3. Conséquences : la liberté d’expression entravée
Le droit à agir en défense des droits de l’homme est affecté par ces campagnes de délégitimation. Ces campagnes ciblent les trois bases du droit à agir en défense des droits de l’homme, notamment établis dans le Pacte international relatif aux droits civils et politiques, dans la Déclaration sur les défenseurs des droits de l’homme, et dans la Convention européenne des droits de l’homme :
– En instrumentalisant la lutte contre l’antisémitisme, les acteurs de la délégitimation limitent les espaces que les défenseurs des droits de l’homme peuvent utiliser pour exercer leur liberté d’expression.
– Les attaques contre le financement des organisations de la société civile mettent en péril la liberté d’association.
– En exigeant l’annulation d’événements qui concernent les droits des Palestiniens, le droit de réunion est bafoué
Recommandations
Dans la mesure où les libertés publiques sont indispensables au sein d’une société démocratique, nous demandons notamment au gouvernement français de :
– Rejeter les demandes d’introduction de nouveaux critères de financement des organisations de la société civile motivées par des critères politiques
– Rejeter publiquement les accusations et attaques des acteurs de la délégitimation comme l’ont fait d’autres gouvernements (Danemark, Pays-Bas…)
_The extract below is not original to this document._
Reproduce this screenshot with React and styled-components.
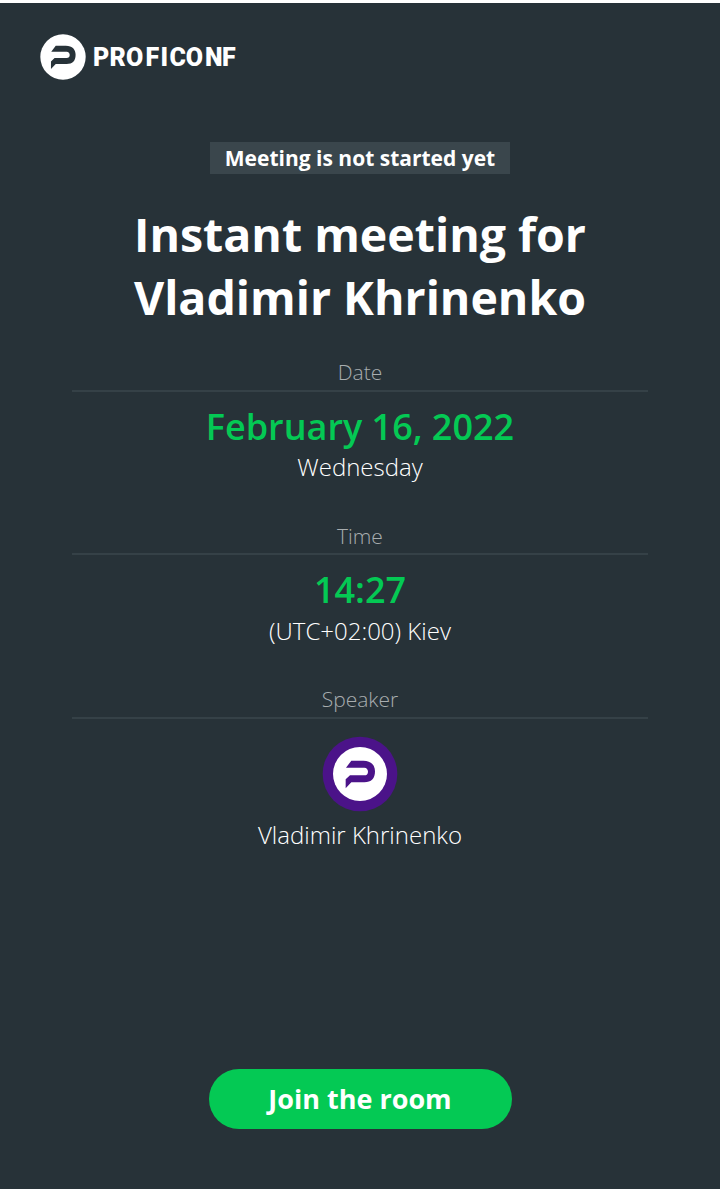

– Respecter l’arrêt Baldassi de la CEDH et rejeter l’interprétation de l’appel au boycott comme un appel à la discrimination puni par la loi, dès lors que les motivations s’inscrivent dans un débat politique, qui ne dégénère pas en appel à la haine et à l’intolérance
– Mettre en place une procédure de reconnaissance pour mieux protéger les associations et défenseurs des droits de l’homme.
– Dans le cadre des relations bilatérales avec Israël, rappeler la nécessité de garantir un espace démocratique respectueux des libertés publiques.